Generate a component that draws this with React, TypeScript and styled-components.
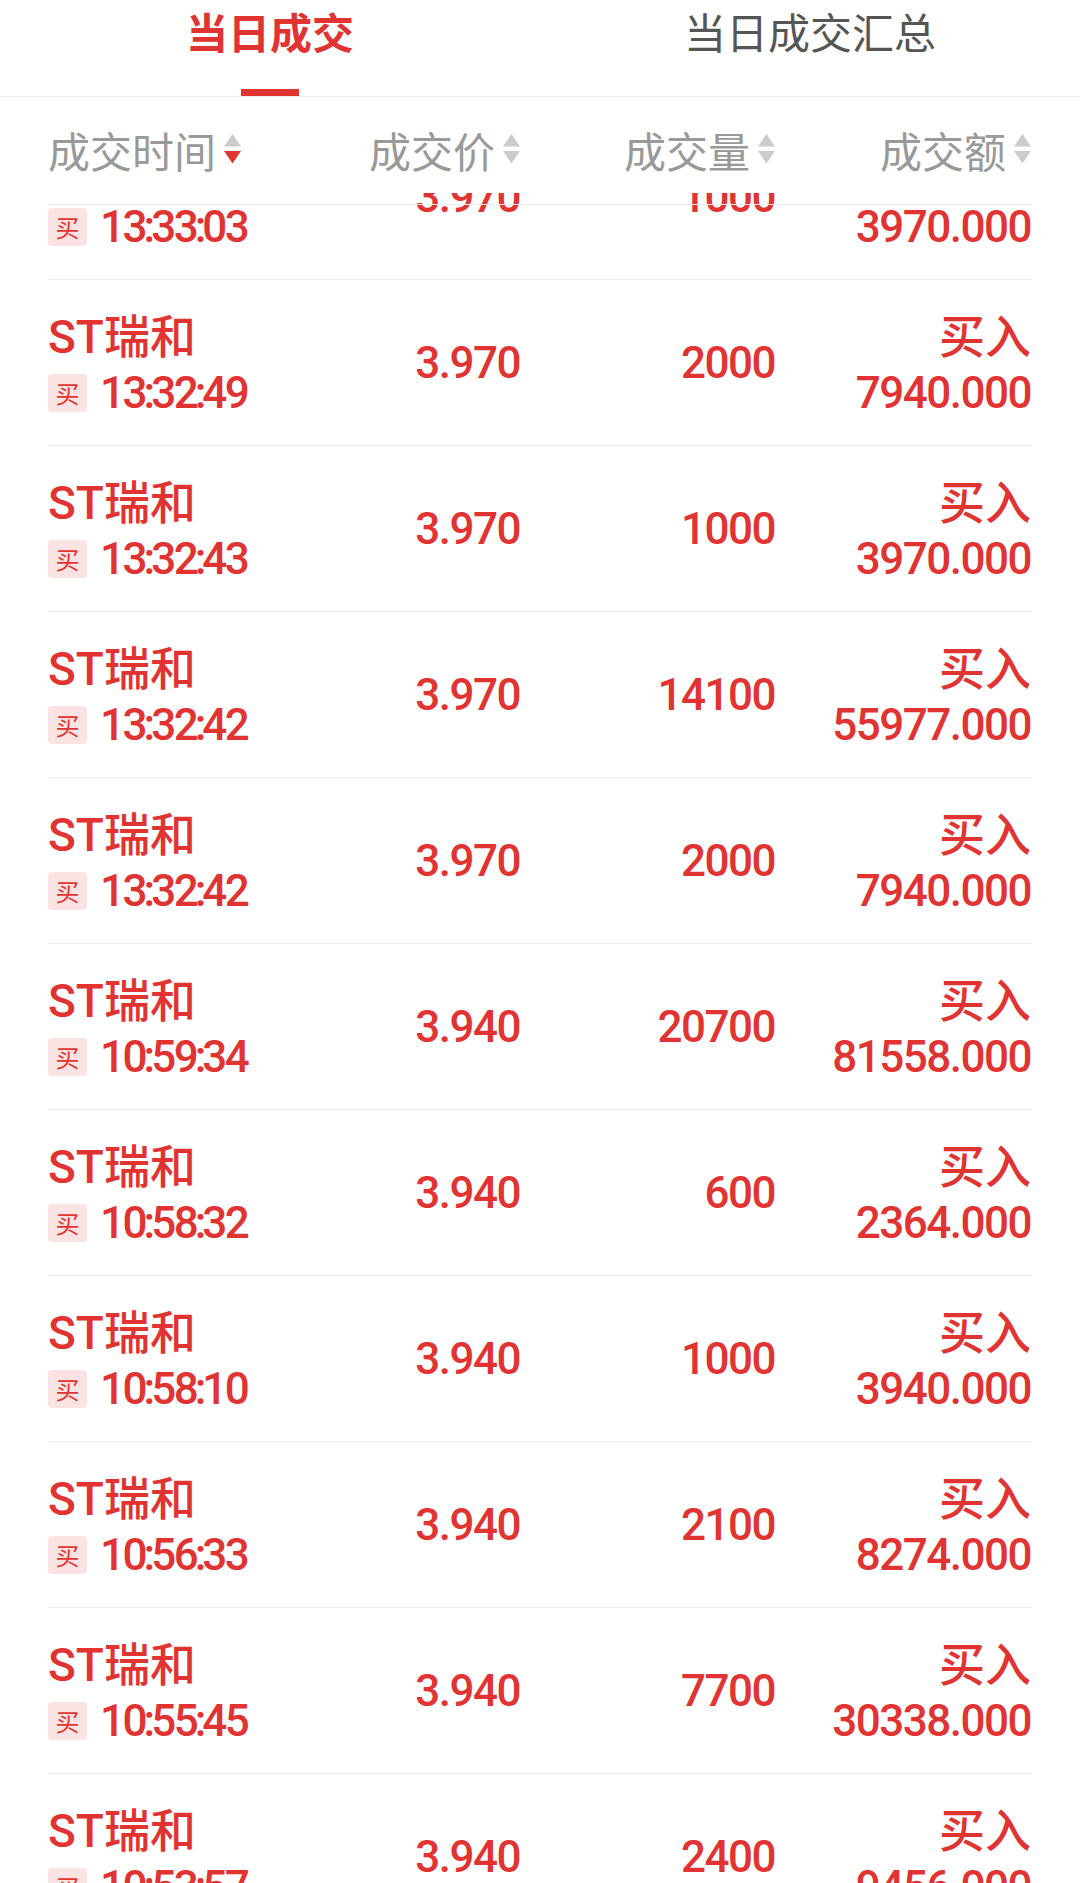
import React, { FC } from 'react';
import styled, { createGlobalStyle } from 'styled-components';

const RED = '#e23333';
const LINE = '#ececec';

const GlobalStyle = createGlobalStyle`
  html, body {
    margin: 0;
    padding: 0;
    background: #fff;
    overflow: hidden;
  }
  body {
    font-family: Roboto, "Noto Sans CJK SC", sans-serif;
  }
`;

interface ITrade {
  time: string;
  price: string;
  volume: string;
  amount: string;
}

const trades: ITrade[] = [
  { time: '13:33:03', price: '3.970', volume: '1000', amount: '3970.000' },
  { time: '13:32:49', price: '3.970', volume: '2000', amount: '7940.000' },
  { time: '13:32:43', price: '3.970', volume: '1000', amount: '3970.000' },
  { time: '13:32:42', price: '3.970', volume: '14100', amount: '55977.000' },
  { time: '13:32:42', price: '3.970', volume: '2000', amount: '7940.000' },
  { time: '10:59:34', price: '3.940', volume: '20700', amount: '81558.000' },
  { time: '10:58:32', price: '3.940', volume: '600', amount: '2364.000' },
  { time: '10:58:10', price: '3.940', volume: '1000', amount: '3940.000' },
  { time: '10:56:33', price: '3.940', volume: '2100', amount: '8274.000' },
  { time: '10:55:45', price: '3.940', volume: '7700', amount: '30338.000' },
  { time: '10:53:57', price: '3.940', volume: '2400', amount: '9456.000' },
];

const columns = [
  { label: '成交时间', sort: 'desc' as const },
  { label: '成交价' },
  { label: '成交量' },
  { label: '成交额' },
];

const GRID = '272px 200px 255px 256px';

const Page = styled.div`
  height: 100vh;
  display: flex;
  flex-direction: column;
  background: #fff;
`;

const TabBar = styled.div`
  height: 97px;
  box-sizing: border-box;
  border-bottom: 1px solid ${LINE};
  display: grid;
  grid-template-columns: 1fr 1fr;
  flex-shrink: 0;
`;

const Tab = styled.div<{ $active?: boolean }>`
  display: flex;
  flex-direction: column;
  align-items: center;
  justify-content: space-between;
  font-family: "Noto Sans CJK SC", sans-serif;
  font-size: 42px;
  line-height: 62px;
  font-weight: ${(p) => (p.$active ? 700 : 400)};
  color: ${(p) => (p.$active ? RED : '#555')};
`;

const Indicator = styled.div`
  width: 58px;
  height: 7px;
  background: ${RED};
`;

const HeadRow = styled.div`
  height: 96px;
  box-sizing: border-box;
  padding: 8px 48px 0 48px;
  display: grid;
  grid-template-columns: ${GRID};
  align-items: center;
  flex-shrink: 0;
`;

const HeadCell = styled.div<{ $first?: boolean }>`
  display: flex;
  align-items: center;
  justify-content: ${(p) => (p.$first ? 'flex-start' : 'flex-end')};
  font-family: "Noto Sans CJK SC", sans-serif;
  font-size: 42px;
  color: #999;
`;

const SortIcon = styled.svg`
  width: 17px;
  height: 30px;
  margin-left: 8px;
  flex-shrink: 0;
`;

const Viewport = styled.div`
  position: relative;
  flex: 1;
  overflow: hidden;
`;

const TopRule = styled.div`
  position: absolute;
  top: 11px;
  left: 48px;
  right: 48px;
  height: 1px;
  background: ${LINE};
`;

const List = styled.div`
  margin-top: -79px;
  padding: 0 48px;
`;

const Row = styled.div`
  height: 166px;
  box-sizing: border-box;
  border-bottom: 1px solid ${LINE};
  display: grid;
  grid-template-columns: ${GRID};
  align-items: center;
  color: ${RED};
  font-size: 44px;
  font-weight: 500;
`;

const Stack = styled.div<{ $right?: boolean }>`
  display: flex;
  flex-direction: column;
  align-items: ${(p) => (p.$right ? 'flex-end' : 'flex-start')};
  line-height: 56px;
  padding-top: 4px;
`;

const Label = styled.div`
  font-family: Roboto, "Noto Sans CJK SC", sans-serif;
  font-size: 46px;
  white-space: nowrap;
`;

const TimeLine = styled.div`
  display: flex;
  align-items: center;
  gap: 13px;
`;

const Badge = styled.span`
  width: 39px;
  height: 38px;
  border-radius: 4px;
  background: #fce3e3;
  color: ${RED};
  font-family: "Noto Sans CJK SC", sans-serif;
  font-size: 24px;
  font-weight: 400;
  line-height: 38px;
  text-align: center;
`;

const Num = styled.span<{ $right?: boolean; $tight?: boolean }>`
  font-family: Roboto, sans-serif;
  letter-spacing: ${(p) => (p.$tight ? '-2.5px' : '-1.5px')};
  white-space: nowrap;
  text-align: ${(p) => (p.$right ? 'right' : 'left')};
`;

const Colon = styled.span`
  margin: 0 -1.5px;
`;

const Sorter: FC<{ dir?: 'asc' | 'desc' }> = ({ dir }) => (
  <SortIcon viewBox="0 0 17 30">
    <path d="M8.5 0 L17 12.5 L0 12.5 Z" fill={dir === 'asc' ? RED : '#cccccc'} />
    <path d="M0 17 L17 17 L8.5 29.5 Z" fill={dir === 'desc' ? RED : '#cccccc'} />
  </SortIcon>
);

const Clock: FC<{ value: string }> = ({ value }) => {
  const parts = value.split(':');
  return (
    <Num $tight>
      {parts.map((p, i) => (
        <React.Fragment key={i}>
          {i > 0 && <Colon>:</Colon>}
          {p}
        </React.Fragment>
      ))}
    </Num>
  );
};

const TradeRow: FC<{ trade: ITrade }> = ({ trade }) => (
  <Row>
    <Stack>
      <Label>ST瑞和</Label>
      <TimeLine>
        <Badge>买</Badge>
        <Clock value={trade.time} />
      </TimeLine>
    </Stack>
    <Num $right>{trade.price}</Num>
    <Num $right>{trade.volume}</Num>
    <Stack $right>
      <Label>买入</Label>
      <Num $right>{trade.amount}</Num>
    </Stack>
  </Row>
);

const App: FC = () => {
  return (
    <Page>
      <GlobalStyle />
      <TabBar>
        <Tab $active>
          <span>当日成交</span>
          <Indicator />
        </Tab>
        <Tab>
          <span>当日成交汇总</span>
        </Tab>
      </TabBar>
      <HeadRow>
        {columns.map((c, i) => (
          <HeadCell key={c.label} $first={i === 0}>
            {c.label}
            <Sorter dir={c.sort} />
          </HeadCell>
        ))}
      </HeadRow>
      <Viewport>
        <List>
          {trades.map((t, i) => (
            <TradeRow key={i} trade={t} />
          ))}
        </List>
        <TopRule />
      </Viewport>
    </Page>
  );
};

export default App;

____________________

- [Challenge]
Repeat the data exactly in full, omitting its pictures.

- [Correct response]
Generate a component that draws this with React, TypeScript and styled-components.
import React, { FC } from 'react';
import styled, { createGlobalStyle } from 'styled-components';

const RED = '#e23333';
const LINE = '#ececec';

const GlobalStyle = createGlobalStyle`
  html, body {
    margin: 0;
    padding: 0;
    background: #fff;
    overflow: hidden;
  }
  body {
    font-family: Roboto, "Noto Sans CJK SC", sans-serif;
  }
`;

interface ITrade {
  time: string;
  price: string;
  volume: string;
  amount: string;
}

const trades: ITrade[] = [
  { time: '13:33:03', price: '3.970', volume: '1000', amount: '3970.000' },
  { time: '13:32:49', price: '3.970', volume: '2000', amount: '7940.000' },
  { time: '13:32:43', price: '3.970', volume: '1000', amount: '3970.000' },
  { time: '13:32:42', price: '3.970', volume: '14100', amount: '55977.000' },
  { time: '13:32:42', price: '3.970', volume: '2000', amount: '7940.000' },
  { time: '10:59:34', price: '3.940', volume: '20700', amount: '81558.000' },
  { time: '10:58:32', price: '3.940', volume: '600', amount: '2364.000' },
  { time: '10:58:10', price: '3.940', volume: '1000', amount: '3940.000' },
  { time: '10:56:33', price: '3.940', volume: '2100', amount: '8274.000' },
  { time: '10:55:45', price: '3.940', volume: '7700', amount: '30338.000' },
  { time: '10:53:57', price: '3.940', volume: '2400', amount: '9456.000' },
];

const columns = [
  { label: '成交时间', sort: 'desc' as const },
  { label: '成交价' },
  { label: '成交量' },
  { label: '成交额' },
];

const GRID = '272px 200px 255px 256px';

const Page = styled.div`
  height: 100vh;
  display: flex;
  flex-direction: column;
  background: #fff;
`;

const TabBar = styled.div`
  height: 97px;
  box-sizing: border-box;
  border-bottom: 1px solid ${LINE};
  display: grid;
  grid-template-columns: 1fr 1fr;
  flex-shrink: 0;
`;

const Tab = styled.div<{ $active?: boolean }>`
  display: flex;
  flex-direction: column;
  align-items: center;
  justify-content: space-between;
  font-family: "Noto Sans CJK SC", sans-serif;
  font-size: 42px;
  line-height: 62px;
  font-weight: ${(p) => (p.$active ? 700 : 400)};
  color: ${(p) => (p.$active ? RED : '#555')};
`;

const Indicator = styled.div`
  width: 58px;
  height: 7px;
  background: ${RED};
`;

const HeadRow = styled.div`
  height: 96px;
  box-sizing: border-box;
  padding: 8px 48px 0 48px;
  display: grid;
  grid-template-columns: ${GRID};
  align-items: center;
  flex-shrink: 0;
`;

const HeadCell = styled.div<{ $first?: boolean }>`
  display: flex;
  align-items: center;
  justify-content: ${(p) => (p.$first ? 'flex-start' : 'flex-end')};
  font-family: "Noto Sans CJK SC", sans-serif;
  font-size: 42px;
  color: #999;
`;

const SortIcon = styled.svg`
  width: 17px;
  height: 30px;
  margin-left: 8px;
  flex-shrink: 0;
`;

const Viewport = styled.div`
  position: relative;
  flex: 1;
  overflow: hidden;
`;

const TopRule = styled.div`
  position: absolute;
  top: 11px;
  left: 48px;
  right: 48px;
  height: 1px;
  background: ${LINE};
`;

const List = styled.div`
  margin-top: -79px;
  padding: 0 48px;
`;

const Row = styled.div`
  height: 166px;
  box-sizing: border-box;
  border-bottom: 1px solid ${LINE};
  display: grid;
  grid-template-columns: ${GRID};
  align-items: center;
  color: ${RED};
  font-size: 44px;
  font-weight: 500;
`;

const Stack = styled.div<{ $right?: boolean }>`
  display: flex;
  flex-direction: column;
  align-items: ${(p) => (p.$right ? 'flex-end' : 'flex-start')};
  line-height: 56px;
  padding-top: 4px;
`;

const Label = styled.div`
  font-family: Roboto, "Noto Sans CJK SC", sans-serif;
  font-size: 46px;
  white-space: nowrap;
`;

const TimeLine = styled.div`
  display: flex;
  align-items: center;
  gap: 13px;
`;

const Badge = styled.span`
  width: 39px;
  height: 38px;
  border-radius: 4px;
  background: #fce3e3;
  color: ${RED};
  font-family: "Noto Sans CJK SC", sans-serif;
  font-size: 24px;
  font-weight: 400;
  line-height: 38px;
  text-align: center;
`;

const Num = styled.span<{ $right?: boolean; $tight?: boolean }>`
  font-family: Roboto, sans-serif;
  letter-spacing: ${(p) => (p.$tight ? '-2.5px' : '-1.5px')};
  white-space: nowrap;
  text-align: ${(p) => (p.$right ? 'right' : 'left')};
`;

const Colon = styled.span`
  margin: 0 -1.5px;
`;

const Sorter: FC<{ dir?: 'asc' | 'desc' }> = ({ dir }) => (
  <SortIcon viewBox="0 0 17 30">
    <path d="M8.5 0 L17 12.5 L0 12.5 Z" fill={dir === 'asc' ? RED : '#cccccc'} />
    <path d="M0 17 L17 17 L8.5 29.5 Z" fill={dir === 'desc' ? RED : '#cccccc'} />
  </SortIcon>
);

const Clock: FC<{ value: string }> = ({ value }) => {
  const parts = value.split(':');
  return (
    <Num $tight>
      {parts.map((p, i) => (
        <React.Fragment key={i}>
          {i > 0 && <Colon>:</Colon>}
          {p}
        </React.Fragment>
      ))}
    </Num>
  );
};

const TradeRow: FC<{ trade: ITrade }> = ({ trade }) => (
  <Row>
    <Stack>
      <Label>ST瑞和</Label>
      <TimeLine>
        <Badge>买</Badge>
        <Clock value={trade.time} />
      </TimeLine>
    </Stack>
    <Num $right>{trade.price}</Num>
    <Num $right>{trade.volume}</Num>
    <Stack $right>
      <Label>买入</Label>
      <Num $right>{trade.amount}</Num>
    </Stack>
  </Row>
);

const App: FC = () => {
  return (
    <Page>
      <GlobalStyle />
      <TabBar>
        <Tab $active>
          <span>当日成交</span>
          <Indicator />
        </Tab>
        <Tab>
          <span>当日成交汇总</span>
        </Tab>
      </TabBar>
      <HeadRow>
        {columns.map((c, i) => (
          <HeadCell key={c.label} $first={i === 0}>
            {c.label}
            <Sorter dir={c.sort} />
          </HeadCell>
        ))}
      </HeadRow>
      <Viewport>
        <List>
          {trades.map((t, i) => (
            <TradeRow key={i} trade={t} />
          ))}
        </List>
        <TopRule />
      </Viewport>
    </Page>
  );
};

export default App;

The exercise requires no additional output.